Titanic (Oscar winner)
As Good as It Gets
The Full Monty
Good Will Hunting
L.A. CONFIDENTIAL (ReOscar winner)
Three comedy-dramas about upward-achieving; a neo-noir; and the big boat. James L. Brooks' As Good As It Gets was a smart, solid entertainment, but not in the exalted league of his Oscar-winning Terms of Endearment or his shoulda-won Broadcast News. The gritty-sensitive Good Will Hunting and the working-class-Chippendales The Full Monty didn't deserve their nominations.
Titanic? I caused a bit of a ruckus by reviewing the film a few weeks before it opened and declaring it, at least artistically, "dead in the water." (Matt Drudge later claimed that I was put up to my pan by Time Warner boss Gerald Levin. Not true! I disliked the movie all on my own.) After rewatching it this week, I feel a bit warmer about the Winslet-DiCaprio love story, especially since serioso heterosexual romance has just about disappeared from movie screens in the intervening decade. But I still find the shipboard storyline clunky and unpersuasive, and I still can't wait for the damned iceberg to show up. Sue me for not having a heart.
I'm picking L.A. Confidential for reasons that make me a little suspicious. A guilty secret of film criticism is that reviewers often lavish their fondness on modern versions of the kinds of genres they don't make any more. Thus The English Patient, a film in the David Lean epic tradition, was my choice for best film of 1996. L.A. Confidential is a time trip back to the period in which it's set, the early '50s, when film noir (as the French called Hollywood's crime dramas) argued that postwar optimism was a lie that brutality and betrayal lurked around the every city street corner, where the cop on the beat might also be on the take.

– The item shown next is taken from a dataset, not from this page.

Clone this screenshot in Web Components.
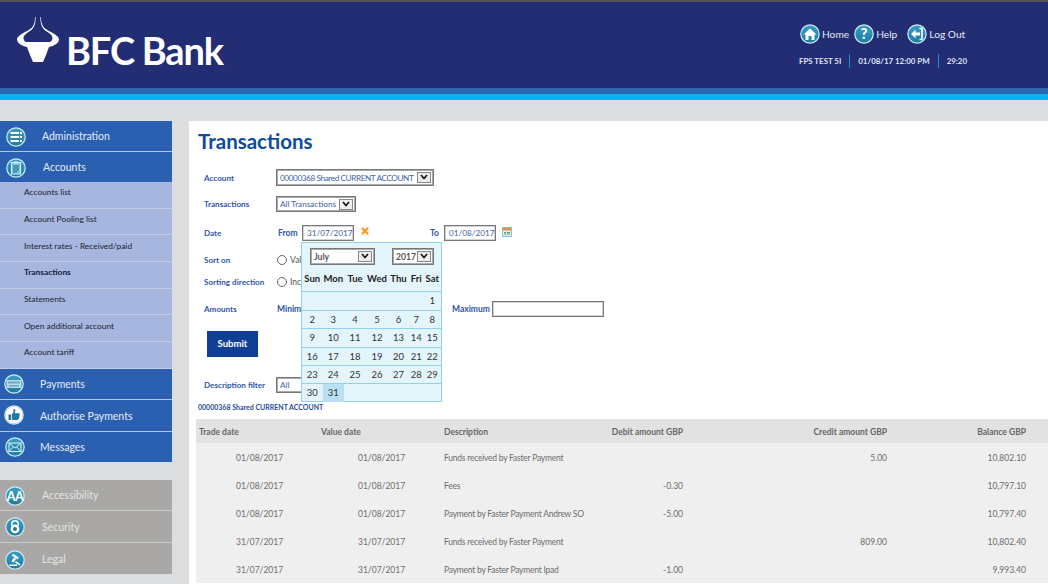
<!DOCTYPE html>
<html lang="en">
<head>
<meta charset="utf-8">
<title>BFC Bank - Transactions</title>
<style>
html,body{margin:0;padding:0}
body{width:1048px;height:584px;overflow:hidden;background:#dcddde;font-family:Lato,"Liberation Sans",sans-serif}
.layout{display:flex;padding-top:21px;height:463px;gap:17px}
</style>
</head>
<body>
<bfc-header></bfc-header>
<div class="layout">
  <bfc-sidebar>
    <bfc-nav icon="admin" pad="42" ix="6" iy="5.500" style="height:31px">Administration</bfc-nav>
    <bfc-nav icon="accounts" pad="43" ix="6" iy="6" flat>Accounts</bfc-nav>
    <bfc-sub>Accounts list</bfc-sub>
    <bfc-sub>Account Pooling list</bfc-sub>
    <bfc-sub>Interest rates - Received/paid</bfc-sub>
    <bfc-sub active>Transactions</bfc-sub>
    <bfc-sub>Statements</bfc-sub>
    <bfc-sub>Open additional account</bfc-sub>
    <bfc-sub>Account tariff</bfc-sub>
    <bfc-nav icon="payments" pad="40" ix="4" iy="5">Payments</bfc-nav>
    <bfc-nav icon="thumb" pad="40" ix="4" iy="5">Authorise Payments</bfc-nav>
    <bfc-nav icon="mail" pad="40" ix="4.500" iy="5.500" flat>Messages</bfc-nav>
    <bfc-nav icon="aa" pad="42" ix="5" iy="6" tone="grey" style="margin-top:18px">Accessibility</bfc-nav>
    <bfc-nav icon="lock" pad="42" ix="5" iy="5.500" tone="grey">Security</bfc-nav>
    <bfc-nav icon="gavel" pad="42" ix="5" iy="7" tone="grey" flat style="height:31px;padding-top:1px">Legal</bfc-nav>
  </bfc-sidebar>
  <bfc-main></bfc-main>
</div>
<script>
const ICONS={
 home:'<path d="M10 4.5 3.5 10.5H5.5V16H8.5V12H11.5V16H14.5V10.5H16.5Z" fill="#fff"/>',
 help:'<text x="10" y="15.4" text-anchor="middle" font-family="Lato,sans-serif" font-weight="900" font-size="15" fill="#fff">?</text>',
 logout:'<path d="M12.5 4.5H15V15.5H12.5" fill="none" stroke="#fff" stroke-width="1.6"/><path d="M4 10 8.5 5.8V8.6H13V11.4H8.5V14.2Z" fill="#fff"/>',
 admin:'<g fill="#fff"><rect x="4.5" y="5" width="8.5" height="2"/><rect x="14" y="5" width="2" height="2"/><rect x="4.5" y="9" width="8.5" height="2"/><rect x="14" y="9" width="2" height="2"/><rect x="4.5" y="13" width="8.5" height="2"/><rect x="14" y="13" width="2" height="2"/></g>',
 accounts:'<rect x="5.5" y="4.5" width="9" height="11.5" fill="#7fc0d6" stroke="#d5edf4"/><rect x="8" y="3.5" width="4" height="2" fill="#d5edf4"/><path d="M7 8h6M7 10h6M7 12h6M7 14h4" stroke="#1a6e91" stroke-width="1"/>',
 payments:'<rect x="2.5" y="6" width="15" height="8" fill="#b9dbe4"/><rect x="4" y="7.5" width="12" height="2" fill="#6ea8bd"/><rect x="5" y="11" width="10" height="1.5" fill="#6ea8bd"/>',
 thumb:'<circle cx="10" cy="10" r="8.6" fill="#fff"/><path d="M4.5 9.5H7V15H4.5Z M7.8 9.5 9.5 7V3.8C11 3.8 11.6 5 11.2 6.4L10.8 8.2H15C16 8.2 16 9.6 15.4 10 16 10.6 15.8 11.6 15.1 11.9 15.5 12.6 15.2 13.4 14.5 13.6 14.7 14.4 14.2 15 13.5 15H9.2L7.8 14.4Z" fill="#2277a3"/>',
 mail:'<rect x="4" y="6" width="12" height="8.5" fill="none" stroke="#d5edf4" stroke-width="1.1"/><path d="M4 6 10 11 16 6M4 14.5 8.4 9.8M16 14.5 11.6 9.8" fill="none" stroke="#d5edf4" stroke-width="1"/>',
 aa:'<text x="10" y="14.6" text-anchor="middle" font-family="Lato,sans-serif" font-weight="900" font-size="12.5" letter-spacing="-.6" fill="#fff">AA</text>',
 lock:'<path d="M6.8 9V7a3.2 3.2 0 0 1 6.4 0V9" fill="none" stroke="#fff" stroke-width="1.5"/><circle cx="10" cy="12" r="4.4" fill="#fff"/><circle cx="10" cy="12" r="2" fill="#2277a3"/>',
 gavel:'<path d="M8 3.8 13.8 7.6 12.6 9.4 6.8 5.6Z M9 7.6 11.2 9 8.4 12.5 6.4 11.2Z M4.5 16V14.4H12V16Z M11 11 15.6 14.4 14.6 15.6 10 12.4Z" fill="#fff"/>'
};
const circle=(name,size)=>`<svg xmlns="http://www.w3.org/2000/svg" width="${size}" height="${size}" viewBox="0 0 20 20"><defs><linearGradient id="g" x1="0" y1="0" x2="0" y2="1"><stop offset="0" stop-color="#3a9fc4"/><stop offset="1" stop-color="#1b7ba3"/></linearGradient></defs><circle cx="10" cy="10" r="9.2" fill="url(#g)" stroke="#cfe9f2" stroke-width="1.2"/>${ICONS[name]}</svg>`;

class Base extends HTMLElement{
  constructor(){super();this.attachShadow({mode:'open'});}
}
customElements.define('bfc-header',class extends Base{
  connectedCallback(){this.shadowRoot.innerHTML=`<style>
  :host{display:block;height:100px;background:#232d73;box-sizing:border-box;border-top:2px solid #55565a;position:relative}
  .top{height:86px;box-sizing:border-box;display:flex;justify-content:space-between;padding:15px 80px 0 17px}
  .logo{display:flex;align-items:flex-start;gap:5px;color:#fff}
  .logo svg{display:block}
  .logo span{font:700 38px/44px Lato,sans-serif;letter-spacing:-1.2px;margin-top:11px;white-space:nowrap}
  .right{display:flex;flex-direction:column;gap:10px;padding-top:7px;width:169px;color:#fff}
  .links{display:flex;font:10.200px/20px Lato,sans-serif;color:#e6e9f4;white-space:nowrap;margin-left:1px}
  .links a{display:flex;align-items:center;gap:2px}
  .links a+a{margin-left:5px}.links a:last-child{margin-left:10px}
  .links svg{display:block}
  .info{display:flex;font:700 7.900px/14px Lato,sans-serif;color:#dfe3f2;white-space:nowrap}
  .info span+span{border-left:1px solid #1c8fc7;margin-left:8px;padding-left:8px}
  .b1{height:6px;background:#2b66b0}.b2{height:6px;background:#00b4ec}
  </style>
  <div class="top">
    <div class="logo"><svg width="44" height="47" viewBox="17 17 44 47"><path fill="#fff" d="M35 17C35 27 31 29 25 32 20 35 17 37 17 39.5 17 43 22 46 27 47L30 55 33 62H43L46 55 49 47C54 46 59 43 59 39.5 59 37 56 35 51 32 45 29 41 27 41 17L40.4 17C40 27 44 30 49 33 53.500 36 53.500 40 50 42H26C22.500 40 22.500 36 27 33 32 30 36 27 35.600 17Z"/></svg><span>BFC Bank</span></div>
    <div class="right">
      <div class="links"><a>${circle('home',20)}Home</a><a>${circle('help',20)}Help</a><a>${circle('logout',20)}Log Out</a></div>
      <div class="info"><span>FPS TEST 5I</span><span>01/08/17 12:00 PM</span><span>29:20</span></div>
    </div>
  </div>
  <div class="b1"></div><div class="b2"></div>`;}
});
customElements.define('bfc-sidebar',class extends Base{
  constructor(){super();this.shadowRoot.innerHTML=`<style>:host{display:flex;flex-direction:column;width:172px;flex:none}</style><slot></slot>`;}
});
customElements.define('bfc-nav',class extends Base{
  connectedCallback(){
    const grey=this.getAttribute('tone')==='grey';
    const flat=this.hasAttribute('flat');
    const icon=this.getAttribute('icon');
    const pad=+this.getAttribute('pad');
    const ix=this.getAttribute('ix'),iy=this.getAttribute('iy');
    this.shadowRoot.innerHTML=`<style>
    :host{display:flex;align-items:center;box-sizing:border-box;height:${flat?30:31.5}px;flex:none;background:${grey?'#a9a8a6':'#2b60b0'};color:${grey?'#e4e4e2':'#e6ecf7'};font:10.500px/30px Lato,sans-serif;position:relative;${flat?'':`border-bottom:1.500px solid ${grey?'#c9c9c8':'#b5c4e0'};`}white-space:nowrap}
    svg{position:absolute;left:${ix}px;top:${iy}px;display:block}
    span{padding-left:${pad}px}
    </style>${circle(icon,20)}<span><slot></slot></span>`;
  }
});
customElements.define('bfc-sub',class extends Base{
  connectedCallback(){
    this.shadowRoot.innerHTML=`<style>
    :host{display:flex;align-items:center;box-sizing:border-box;height:26.700px;flex:none;padding:0 0 5px 24px;background:#a6b6de;border-bottom:1.500px solid #c2cde8;color:#1c2233;font:8.400px/12px Lato,sans-serif;white-space:nowrap}
    :host([active]){font-weight:700;color:#111c44}
    </style><slot></slot>`;
  }
});
customElements.define('bfc-select',class extends Base{
  connectedCallback(){
    const w=this.getAttribute('w'),h=this.getAttribute('h')||17;
    const c=this.getAttribute('cal')!==null;
    const ls=this.getAttribute('ls')||0;
    this.shadowRoot.innerHTML=`<style>
    :host{display:flex;align-items:center;justify-content:space-between;box-sizing:border-box;width:${w}px;height:${h}px;flex:none;border:1px solid #777;box-shadow:inset 0 0 0 1px #aaa;background:#fff;color:${c?'#555':'#3a5fae'};font:${c?'700 8.600px':'8.200px'}/12px Lato,sans-serif;letter-spacing:${ls}px;padding:0 2px 0 3px;white-space:nowrap}
    i{display:block;width:14px;height:11px;box-sizing:border-box;border:1px solid #888;background:#eee;flex:none}
    svg{display:block;margin:1px auto 0}
    </style><span><slot></slot></span><i><svg width="8" height="6" viewBox="0 0 8 6"><path d="M1 1 4 4.500 7 1" fill="none" stroke="#111" stroke-width="1.600"/></svg></i>`;
  }
});
customElements.define('bfc-input',class extends Base{
  connectedCallback(){
    const w=this.getAttribute('w');
    this.shadowRoot.innerHTML=`<style>
    :host{display:flex;align-items:center;box-sizing:border-box;width:${w}px;height:16px;flex:none;border:1px solid #777;box-shadow:inset 0 0 0 .5px #aaa;background:#fff;color:#3a5fae;font:8.200px/12px Lato,sans-serif;padding-left:4px;white-space:nowrap}
    </style><slot></slot>`;
  }
});
customElements.define('bfc-calendar',class extends Base{
  connectedCallback(){
    const heads=['Sun','Mon','Tue','Wed','Thu','Fri','Sat'];
    const weeks=[['','','','','','','1'],['2','3','4','5','6','7','8'],['9','10','11','12','13','14','15'],['16','17','18','19','20','21','22'],['23','24','25','26','27','28','29'],['30','31','','','','','']];
    const hs=[19,18,19,18,18,19];
    this.shadowRoot.innerHTML=`<style>
    :host{display:block;position:absolute;left:112px;top:121px;width:141px;box-sizing:border-box;border:1px solid #8fd4ec;background:#e4f4fb;color:#333;font:9.500px/18px Lato,sans-serif;height:160px}
    .sel{display:flex;padding:5px 7px 0 8px;gap:17px}
    .row{display:grid;grid-template-columns:20.500px 21.500px 22px 22px 21px 14.500px 17.500px;text-align:center;align-items:center}
    .heads{font-weight:700;color:#222;font-size:9.500px;margin-top:3px;height:23px;padding-bottom:2px;box-sizing:border-box}
    .week{border-top:1px solid #8fd4ec;box-sizing:border-box}
    .on{background:#b9e1f2;align-self:stretch;line-height:18px}
    </style>
    <div class="sel"><bfc-select w="65" cal>July</bfc-select><bfc-select w="42" cal>2017</bfc-select></div>
    <div class="row heads">${heads.map(d=>`<span>${d}</span>`).join('')}</div>
    ${weeks.map((w,i)=>`<div class="row week" style="height:${hs[i]}px">${w.map(d=>`<span class="${d==='31'?'on':''}">${d}</span>`).join('')}</div>`).join('')}`;
  }
});
customElements.define('bfc-row',class extends Base{
  connectedCallback(){
    const head=this.hasAttribute('head');
    const cells=(this.getAttribute('cells')||'').split('|');
    this.shadowRoot.innerHTML=`<style>
    :host{display:grid;box-sizing:border-box;padding-top:2px;grid-template-columns:122px 123px 150px 96px 204px 139px;height:${head?24:28}px;align-items:center;background:${head?'#e2e2e2':'transparent'};color:${head?'#666':'#6d6d6d'};font:${head?'700 ':''}8.500px/12px Lato,sans-serif}
    span{padding-right:4px;box-sizing:border-box;white-space:nowrap}
    .d{padding-left:${head?3:40}px}.t{padding-left:3px;letter-spacing:${head?0:-.23}px}.n{text-align:right}
    </style>
    <span class="d">${cells[0]}</span><span class="d">${cells[1]}</span><span class="t">${cells[2]}</span><span class="n">${cells[3]}</span><span class="n">${cells[4]}</span><span class="n">${cells[5]}</span>`;
  }
});
customElements.define('bfc-main',class extends Base{
  connectedCallback(){
    this.shadowRoot.innerHTML=`<style>
    :host{display:block;flex:1;background:#fff;position:relative;overflow:hidden;height:463px;color:#2e56a8;font:8.500px/12px Lato,sans-serif;white-space:nowrap}
    h1{margin:0;height:48px;padding:6px 0 0 9px;box-sizing:border-box;font:700 20.500px/28px Lato,sans-serif;color:#0e4a9e}
    .r{display:flex;align-items:center;padding-left:15px}
    b.l{width:72px;flex:none;font-weight:700;font-size:8.100px}
    b{font-weight:700}
    .radio{width:8px;height:8px;border:1px solid #666;border-radius:50%;background:#fff;flex:none;margin:0 3px 0 1px}
    .opt{color:#555}
    .sub{display:block;width:51px;height:26px;margin:14px 0 0 18px;background:#0e3f94;color:#fff;font:700 9.500px/26px Lato,sans-serif;text-align:center;border:0;padding:0}
    .cap{font-weight:700;font-size:7px;line-height:12px;height:12px;margin:8px 0 6px 9px;color:#1f4ba0}
    .tbl{margin-left:7px;background:#efefef;height:164px}
    </style>
    <h1>Transactions</h1>
    <div class="r" style="height:17px"><b class="l">Account</b><bfc-select w="158" ls="-.4">00000368 Shared CURRENT ACCOUNT</bfc-select></div>
    <div class="r" style="height:16px;margin-top:10px"><b class="l">Transactions</b><bfc-select w="80" h="16">All Transactions</bfc-select></div>
    <div class="r" style="height:16px;margin-top:13px"><b class="l">Date</b>
      <b style="width:26px;padding-left:2px;box-sizing:border-box;flex:none">From</b><bfc-input w="52">31/07/2017</bfc-input>
      <svg style="margin-left:6px;flex:none;margin-top:-4px" width="10" height="10" viewBox="0 0 10 10"><rect width="10" height="10" fill="#f7f7f0"/><path d="M2 2 8 8M8 2 2 8" stroke="#f0a020" stroke-width="2.200"/></svg>
      <b style="margin-left:60px;width:14px;flex:none">To</b><bfc-input w="52">01/08/2017</bfc-input>
      <svg style="margin-left:6px;flex:none;margin-top:-2px" width="10" height="10" viewBox="0 0 10 10"><rect x=".5" y=".5" width="9" height="9" fill="#dff0f8" stroke="#8fbcd8"/><rect x="1" y="1" width="8" height="2.500" fill="#e8913a"/><rect x="2" y="5" width="2" height="1.500" fill="#5aa04a"/><rect x="5" y="5" width="3" height="1.500" fill="#5aa04a"/><rect x="2" y="7" width="6" height="1" fill="#8fbcd8"/></svg>
    </div>
    <div class="r" style="height:16px;margin-top:11px"><b class="l">Sort on</b><i class="radio"></i><span class="opt">Val</span></div>
    <div class="r" style="height:16px;margin-top:6px"><b class="l">Sorting direction</b><i class="radio"></i><span class="opt">Inc</span></div>
    <div class="r" style="height:16px;margin-top:11px"><b class="l">Amounts</b><b style="width:175px;padding-left:1px;box-sizing:border-box;flex:none">Minim</b><b style="width:40px;flex:none;padding-left:1px;box-sizing:border-box">Maximum</b><span style="width:1px;flex:none"></span><bfc-input w="112"></bfc-input></div>
    <button class="sub">Submit</button>
    <div class="r" style="height:16px;margin-top:20px"><b class="l">Description filter</b><bfc-select w="80" h="16">All</bfc-select></div>
    <div class="cap">00000368 Shared CURRENT ACCOUNT</div>
    <div class="tbl">
      <bfc-row head cells="Trade date|Value date|Description|Debit amount GBP|Credit amount GBP|Balance GBP"></bfc-row>
      <bfc-row cells="01/08/2017|01/08/2017|Funds received by Faster Payment||5.00|10,802.10"></bfc-row>
      <bfc-row cells="01/08/2017|01/08/2017|Fees|-0.30||10,797.10"></bfc-row>
      <bfc-row cells="01/08/2017|01/08/2017|Payment by Faster Payment Andrew SO|-5.00||10,797.40"></bfc-row>
      <bfc-row cells="31/07/2017|31/07/2017|Funds received by Faster Payment||809.00|10,802.40"></bfc-row>
      <bfc-row cells="31/07/2017|31/07/2017|Payment by Faster Payment Ipad|-1.00||9,993.40"></bfc-row>
    </div>
    <bfc-calendar></bfc-calendar>`;
  }
});
</script>
</body>
</html>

This movie version of the James Ellroy novel piled mob chicanery and movie-industry sadism on a standard cop scenario, in a dense sandwich of corruption that was no less tasty for being sour. It was smartly acted (by, among others, a young Russell Crowe) and captured the snazz of sleaze. So even if it plays to my favorite prejudices, I have to give the ReOscar for Best Picture to L.A. Confidential.